Tsk…tsk…manners, young man, I’m here to find out from the Guard the Council assigned to my granddaughter about the progress of her training.”

“You insult my abilities by checking up on me. There isn’t a need. Jess’ training is progressing exactly how I expect it to progress.”

“Your generic response doesn’t tell me anything. I want to know if she’s able to control her abilities and if she’s…hang on, you said Jess. She allows you to call her that? She hates being called Jess.”

“You’re right, she detests the name but it pleases me to call her whatever I feel like calling her. I am her Guard, after all.”

“Well, sounds like the both of you are getting along real fine then. Anyway, is she able to call spirits yet?”

“Not quite.”

“Interpret her dreams?”

“We haven’t gotten that far.”

“Tell me you’ve at least taught her to make basic herbal remedies? Every manang needs to be able to do that.”

“That’s coming up soon.”

“What exactly have been going on during these sessions, Colin! It’s been 6 weeks! She should’ve been able to access all those abilities by now. I’ll have to report this to the Council, you know that.”

“Go ahead, old man. And when you see the Council you can also let them know that Jess has been skipping her sessions. And THAT’s the reason why she’s not as far along as she should be.”

“Well? Why didn’t you just say so! You said progressing exactly how you expect it to progress!
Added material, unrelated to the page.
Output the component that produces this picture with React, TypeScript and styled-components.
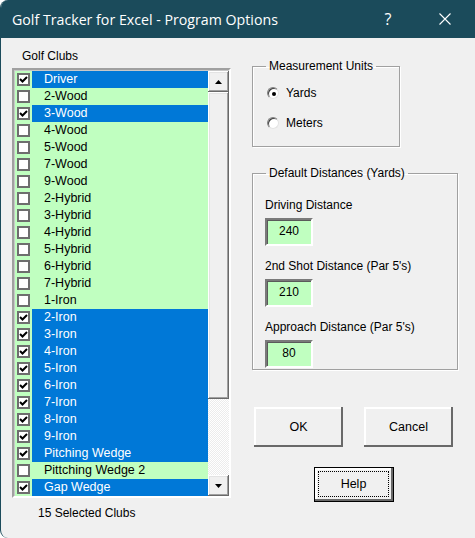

And why haven’t YOU reported her absences? Well? Say something!”

“This is not something I’m proud of but I haven’t reported her absences because I’ve been trying to track her and she’s slick, this granddaughter of yours. She’s managed to elude me every single time.”

“Ha ha ha! That’s rich! My dear Jess has managed to escape her Guard, the one Guard who always manages to find his quarry! A Wilde indeed.”

(WC 370)


The story that wants to be told now

My intention was to start 2013 either finishing up my Manang story. Or start compiling my AtoZ stories before April 2013 comes around.

But of course, stories tend not to do what they’re supposed to do because another story wanted to be told. A story that parallels what I’m going through right now. And despite the fact that I’d come home so tired from work and just want to lay in bed and sleep. My fingers itched to type and over 2 hours last night, I wrote 5000 words of this story that may be fairly heartbreaking.

At first, I went Another heartbreaking story? I don’t want to write anymore of those! I resisted because writing those stories while it seems that I have an affinity for them, only makes me feel unhappy.

I’ve still got more heartbreak to write into the story but I”m aiming for a happy ever ending for my characters – Chris and Angie – that unfortunately, real life doesn’t mimic.

character tuesday: the monster in the closet

Invent a monster.  Stick him in the closet of one of your character’s bedroom, and write about what that character does when they start to suspect they have a monster in their closet.  Do they hide under the covers, challenge the monster, make friends with it?  (

Joshua lives with his grandparents.  His father’s parents, not his mother’s.  Joshua’s father lives and works in the capital city 250 kilometers away.  Work in the small town Joshua’s grandparents lives in is sparse and pays less than peanuts.  Joshua’s mother visits him when she remembers she has a son.  When she doesn’t remember, she tours the country with a dance troupe.

Joshua is only six.  He is only six because he wishes he was eight (at least) so that the bigger boys will ask him to join in their games.  Go back home they shout at him whenever he runs out of his house as they pass by on the way to the playground.  We only play with big kids.  You’re small!  Joshua glares at their backs as they leave wishing he was big.  Wishing he was eight.

His grandparents are too old to play with him.  When they try, they clutch their backs or rub their knees eventhough they’ve only been playing for 5 minutes.  Joshua’s grandparents are not good playmates.  Instead, they switch on the television, tune it to the cartoons, give him his bowl of cereal and tell him to sit still and watch.  Don’t go out to play.  If you run, we can’t catch you.  Stay here.

His grandparents are also not rich but they spend their pension buying Joshua toys that he can play with in the house.  Small metal cars with wheels that turn.  Tiny model aeroplanes that he pretends to fly.  A mini-castle that sits in the yard that Joshua climbs and pretends is his kingdom.

Joshua’s room is the biggest one in the house.